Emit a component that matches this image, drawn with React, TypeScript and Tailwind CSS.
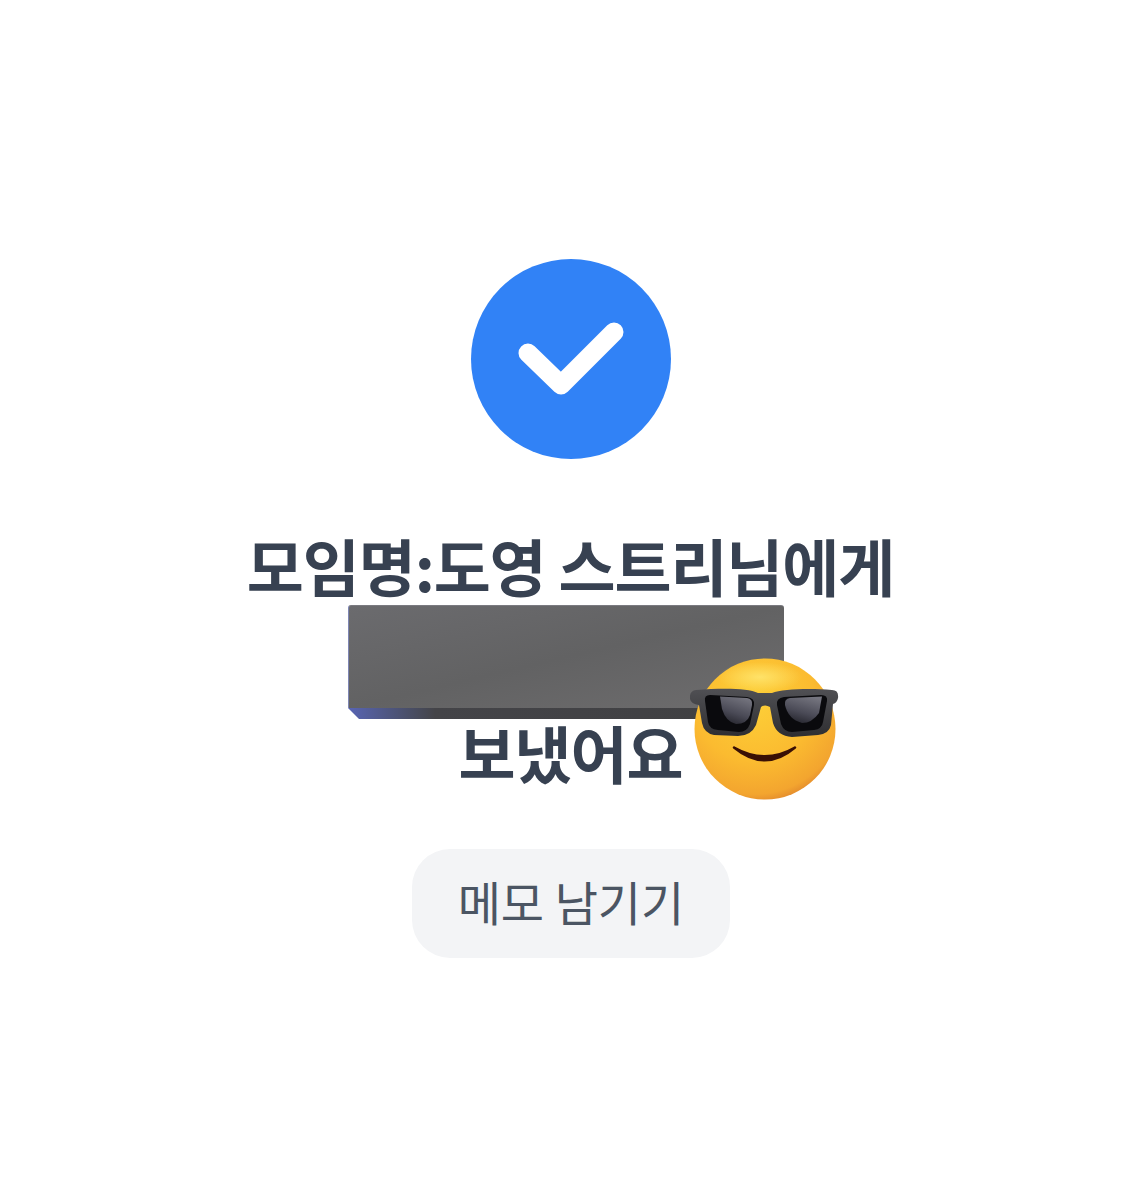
export default function App() {
  const ff = { fontFamily: '"Noto Sans CJK KR", sans-serif' };
  return (
    <div className="min-h-[1200px] w-full bg-white flex flex-col items-center pt-[259px]" style={ff}>
      <div className="w-[200px] h-[200px] rounded-full bg-[#3182f6] flex items-center justify-center">
        <svg width="200" height="200" viewBox="0 0 200 200" fill="none">
          <path d="M57 94L90 126L143 73" stroke="white" strokeWidth="19" strokeLinecap="round" strokeLinejoin="round" />
        </svg>
      </div>
      <h1 className="mt-[60px] w-full flex flex-col items-center text-[62px] leading-[92px] font-bold tracking-[-1.100px] text-[#374151]">
        <span className="whitespace-nowrap">모임명:도영 스트리님에게</span>
        <span className="relative h-[95px] w-full">
          <span className="absolute left-[348px] top-[-6px] w-[436px] h-[114px] flex flex-col">
            <span className="block h-[103px] rounded-t-[3px] border-l border-t border-l-[#7e86b4] border-t-[#7a7a80] bg-gradient-to-br from-[#6b6b6e] via-[#626263] to-[#6e6d6e]" />
            <span className="block h-[11px] rounded-b-[4px] bg-gradient-to-r from-[#5864b4] via-[#444448] via-20% to-[#3f3f41] [clip-path:polygon(0_0,100%_0,100%_100%,11px_100%)]" />
          </span>
        </span>
        <span className="relative whitespace-nowrap">
          보냈어요
          <svg className="absolute left-[231px] top-[-49px]" width="150" height="144" viewBox="0 0 150 144">
            <defs>
              <radialGradient id="face" cx="0.42" cy="0.3" r="0.78">
                <stop offset="0" stopColor="#fdd038" />
                <stop offset="0.55" stopColor="#fbbb30" />
                <stop offset="0.85" stopColor="#f3a52f" />
                <stop offset="1" stopColor="#d6742a" />
              </radialGradient>
              <radialGradient id="shine" cx="0.5" cy="0.5" r="0.5">
                <stop offset="0" stopColor="#ffe56e" stopOpacity="0.9" />
                <stop offset="1" stopColor="#ffe56e" stopOpacity="0" />
              </radialGradient>
              <linearGradient id="lens" x1="0.7" y1="0" x2="0.3" y2="1">
                <stop offset="0" stopColor="#75757f" />
                <stop offset="0.6" stopColor="#4a4a56" />
                <stop offset="1" stopColor="#26262e" />
              </linearGradient>
              <linearGradient id="frame" x1="0" y1="0" x2="0" y2="1">
                <stop offset="0" stopColor="#505054" />
                <stop offset="1" stopColor="#2e2e31" />
              </linearGradient>
            </defs>
            <circle cx="75" cy="72" r="70.500" fill="url(#face)" />
            <ellipse cx="70" cy="20" rx="42" ry="15" fill="url(#shine)" />
            <path d="M0 42Q-1 34 6 33C32 31 58 31 68 36H82C92 32 120 31 142 33Q149 33 148 41Q147 46 143 47L141 68Q139 77 128 78L102 80Q87 79 83 66L80 50Q75 47 71 50L66 68Q61 79 48 79L24 78Q14 76 12 66L9 48Q1 47 0 42Z" fill="url(#frame)" />
            <path d="M15 44Q14 38 20 38L57 40Q65 41 64 48L60 67Q57 75 49 75L28 73Q19 72 18 65Z" fill="#0a0a0d" />
            <path d="M137 44Q138 38 131 38L94 40Q86 41 87 48L91 67Q94 75 102 75L124 73Q132 72 133 65Z" fill="#0a0a0d" />
            <path d="M30 39.500L57 41Q63 42 62 48L60 58Q57 67 46 67Q36 65 32 52Z" fill="url(#lens)" />
            <path d="M132 39.500L100 41Q94 42 95 48Q98 62 112 66Q122 66 129 56Z" fill="url(#lens)" />
            <path d="M44 90.500Q75 116 105 90.500Q75 108 44 90.500Z" fill="#3a1005" stroke="#3a1005" strokeWidth="2.500" strokeLinejoin="round" />
          </svg>
        </span>
      </h1>
      <button className="mt-[51px] ml-[1px] w-[318px] h-[109px] pb-[5px] rounded-[38px] bg-[#f3f4f6] text-[47px] font-normal text-[#4b5563]">
        메모 남기기
      </button>
    </div>
  );
}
********
JOB: The material above must be printed exactly, with its pictures left out.

EXERCISE RESPONSE:
Emit a component that matches this image, drawn with React, TypeScript and Tailwind CSS.
export default function App() {
  const ff = { fontFamily: '"Noto Sans CJK KR", sans-serif' };
  return (
    <div className="min-h-[1200px] w-full bg-white flex flex-col items-center pt-[259px]" style={ff}>
      <div className="w-[200px] h-[200px] rounded-full bg-[#3182f6] flex items-center justify-center">
        <svg width="200" height="200" viewBox="0 0 200 200" fill="none">
          <path d="M57 94L90 126L143 73" stroke="white" strokeWidth="19" strokeLinecap="round" strokeLinejoin="round" />
        </svg>
      </div>
      <h1 className="mt-[60px] w-full flex flex-col items-center text-[62px] leading-[92px] font-bold tracking-[-1.100px] text-[#374151]">
        <span className="whitespace-nowrap">모임명:도영 스트리님에게</span>
        <span className="relative h-[95px] w-full">
          <span className="absolute left-[348px] top-[-6px] w-[436px] h-[114px] flex flex-col">
            <span className="block h-[103px] rounded-t-[3px] border-l border-t border-l-[#7e86b4] border-t-[#7a7a80] bg-gradient-to-br from-[#6b6b6e] via-[#626263] to-[#6e6d6e]" />
            <span className="block h-[11px] rounded-b-[4px] bg-gradient-to-r from-[#5864b4] via-[#444448] via-20% to-[#3f3f41] [clip-path:polygon(0_0,100%_0,100%_100%,11px_100%)]" />
          </span>
        </span>
        <span className="relative whitespace-nowrap">
          보냈어요
          <svg className="absolute left-[231px] top-[-49px]" width="150" height="144" viewBox="0 0 150 144">
            <defs>
              <radialGradient id="face" cx="0.42" cy="0.3" r="0.78">
                <stop offset="0" stopColor="#fdd038" />
                <stop offset="0.55" stopColor="#fbbb30" />
                <stop offset="0.85" stopColor="#f3a52f" />
                <stop offset="1" stopColor="#d6742a" />
              </radialGradient>
              <radialGradient id="shine" cx="0.5" cy="0.5" r="0.5">
                <stop offset="0" stopColor="#ffe56e" stopOpacity="0.9" />
                <stop offset="1" stopColor="#ffe56e" stopOpacity="0" />
              </radialGradient>
              <linearGradient id="lens" x1="0.7" y1="0" x2="0.3" y2="1">
                <stop offset="0" stopColor="#75757f" />
                <stop offset="0.6" stopColor="#4a4a56" />
                <stop offset="1" stopColor="#26262e" />
              </linearGradient>
              <linearGradient id="frame" x1="0" y1="0" x2="0" y2="1">
                <stop offset="0" stopColor="#505054" />
                <stop offset="1" stopColor="#2e2e31" />
              </linearGradient>
            </defs>
            <circle cx="75" cy="72" r="70.500" fill="url(#face)" />
            <ellipse cx="70" cy="20" rx="42" ry="15" fill="url(#shine)" />
            <path d="M0 42Q-1 34 6 33C32 31 58 31 68 36H82C92 32 120 31 142 33Q149 33 148 41Q147 46 143 47L141 68Q139 77 128 78L102 80Q87 79 83 66L80 50Q75 47 71 50L66 68Q61 79 48 79L24 78Q14 76 12 66L9 48Q1 47 0 42Z" fill="url(#frame)" />
            <path d="M15 44Q14 38 20 38L57 40Q65 41 64 48L60 67Q57 75 49 75L28 73Q19 72 18 65Z" fill="#0a0a0d" />
            <path d="M137 44Q138 38 131 38L94 40Q86 41 87 48L91 67Q94 75 102 75L124 73Q132 72 133 65Z" fill="#0a0a0d" />
            <path d="M30 39.500L57 41Q63 42 62 48L60 58Q57 67 46 67Q36 65 32 52Z" fill="url(#lens)" />
            <path d="M132 39.500L100 41Q94 42 95 48Q98 62 112 66Q122 66 129 56Z" fill="url(#lens)" />
            <path d="M44 90.500Q75 116 105 90.500Q75 108 44 90.500Z" fill="#3a1005" stroke="#3a1005" strokeWidth="2.500" strokeLinejoin="round" />
          </svg>
        </span>
      </h1>
      <button className="mt-[51px] ml-[1px] w-[318px] h-[109px] pb-[5px] rounded-[38px] bg-[#f3f4f6] text-[47px] font-normal text-[#4b5563]">
        메모 남기기
      </button>
    </div>
  );
}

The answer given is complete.